Autonomia Universitária
"Nós acabamos de passar pelo nosso processo de consulta, essa é uma fase, a segunda é o Conselho Universitário formar a lista tríplice e dentro do que está anunciado é prerrogativa do Presidente da República escolher aquele da lista que ele achar mais competente ou mais conveniente para dirigir a universidade. Isso fere toda uma tradição, porque nós sempre fizemos os nossos processos de escolha e encaminhávamos para o MEC o nome daquele que tinha sido o mais votado no processo de consulta. E de uma maneira geral, isso sempre foi respeitado. Então são regras novas que estão postas e que já tem sido aplicada, não sem a indignação da comunidade. Isso pode ferir sim a autonomia universitária".
Balanço de Gestão
"Acho que é mais fácil você administrar quando tem recurso, nossa gestão se deu justamente no período de escassez de recursos e mesmo assim a universidade continuou se expandindo e crescendo com qualidade, nunca foi tão bem avaliada em sua história. Acho também que nós modificamos profundamente os processos de trabalho na universidade, utilizando sistemas informatizados e aprimoramos comunicação. Criamos uma política de inovação tecnológica, focamos muito na internacionalização, ampliando nossos convênios internacionais, constituímos comissão de direitos humanos. Eu diria que a UFC é hoje uma universidade bem mais contemporânea. Obviamente isso não é mérito só dessa gestão, a universidade vai ser sempre uma obra inacabada, mas certamente a gente pode dar uma contribuição muito substancial.

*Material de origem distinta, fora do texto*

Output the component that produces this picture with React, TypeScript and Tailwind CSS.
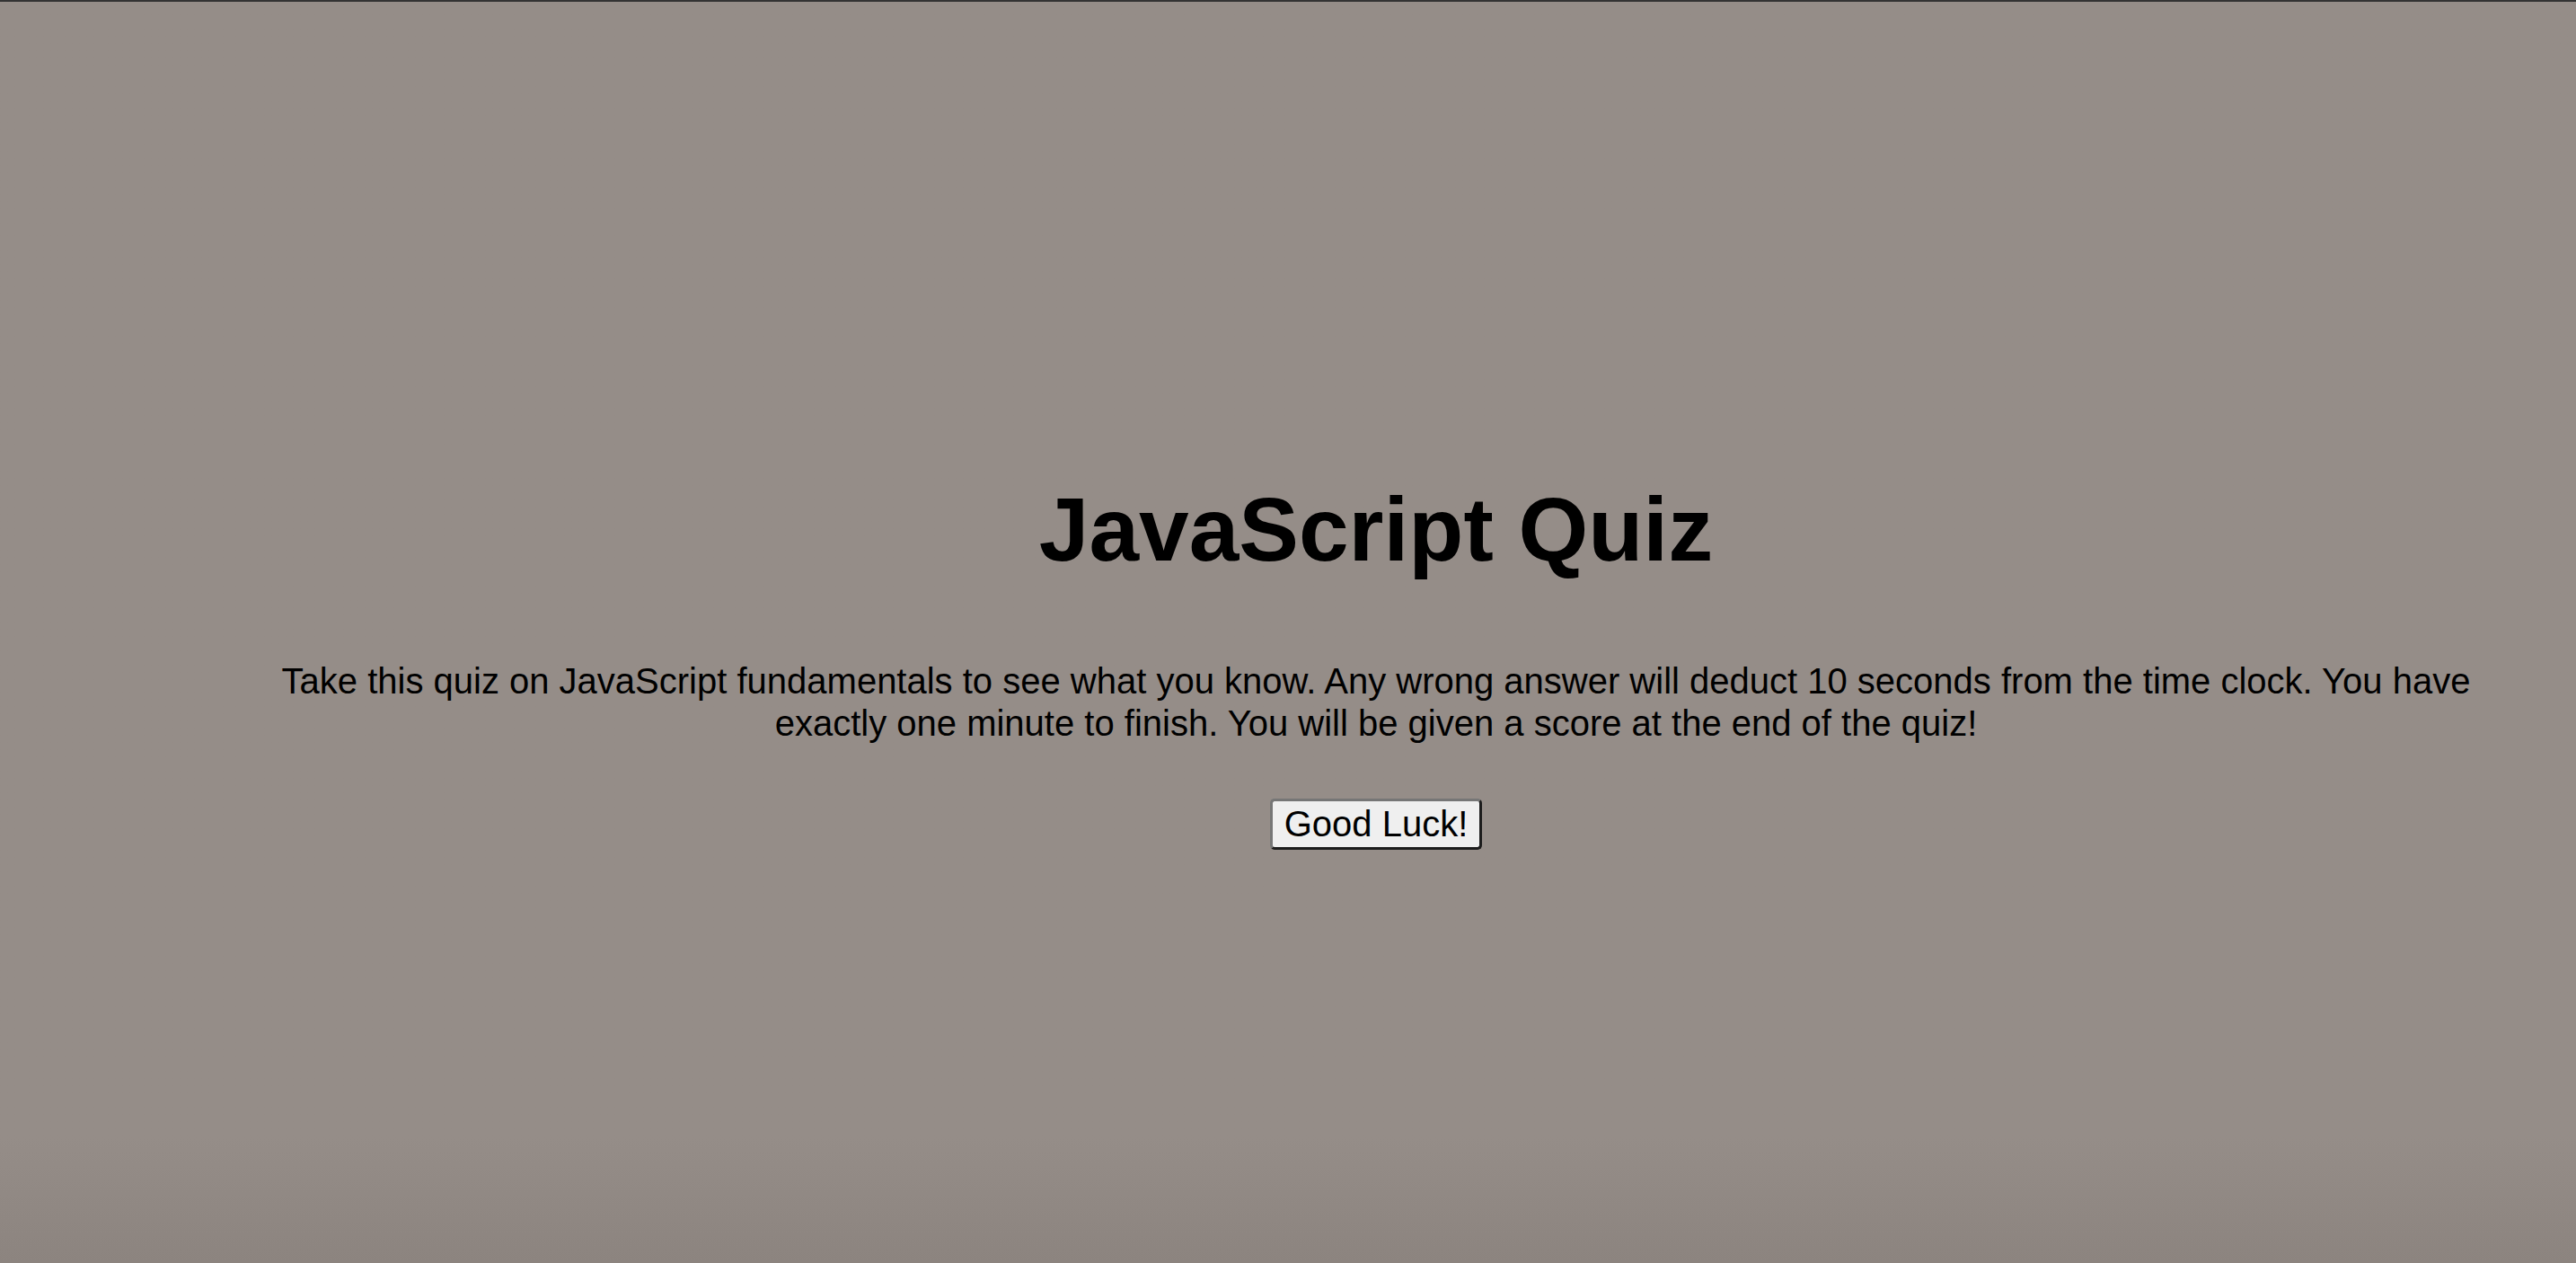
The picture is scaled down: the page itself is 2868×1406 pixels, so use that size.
export default function App() {
  return (
    <div
      className="h-[1406px] w-full border-t-2 border-[#333333] bg-linear-to-b from-[#958d88] from-90% to-[#8c847f] pl-[196px] text-black"
      style={{ fontFamily: '"Liberation Sans", Arial, sans-serif' }}
    >
      <div className="flex flex-col items-center">
        <h1 className="mt-[530px] text-[100px] font-bold leading-[115px]">JavaScript Quiz</h1>
        <p className="mx-auto mt-[88px] max-w-[2480px] text-center text-[40px] leading-[47px]">
          Take this quiz on JavaScript fundamentals to see what you know. Any wrong answer will deduct 10 seconds
          from the time clock. You have exactly one minute to finish. You will be given a score at the end of the quiz!
        </p>
        <button
          type="button"
          className="mt-[60px] rounded-[5px] border-[3px] border-t-[#767676] border-l-[#767676] border-r-[#1c1c1c] border-b-[#1c1c1c] bg-[#efefef] px-[13px] py-[2px] text-[40px] leading-[47px]"
        >
          Good Luck!
        </button>
      </div>
    </div>
  );
}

Uma coisa que me alegra muito é ter ampliado a assistência estudantil, ampliando significativamente o número de bolsas. Nós ampliamos o fornecimento de refeições, o auxílio-moradia. Hoje a UFC oferece 7200 bolsas por ano. Nós gastamos 30 milhões de reais por ano em bolsas de estudo. Houve um enriquecimento nessa área de cultura e artes, nós não dispúnhamos de cursos como arte, cinema, dança e agora temos.
Acredito ainda que o ponto mais forte da gestão, pelo menos o que eu valorizo como uma conquista maior é essa inserção na comunidade o que propicia os estudantes terem cada vez mais outros ambientes de aprendizagem que não só a sala de aula e há um sentimento maior de pertença a universidade, nós não conseguiríamos todos esses avanços se não houvesse o comprometimento dos nossos professores, dos servidores técnicos-administrativos e obviamente também dos nossos estudantes que são a nossa maior razão de existir como instituição".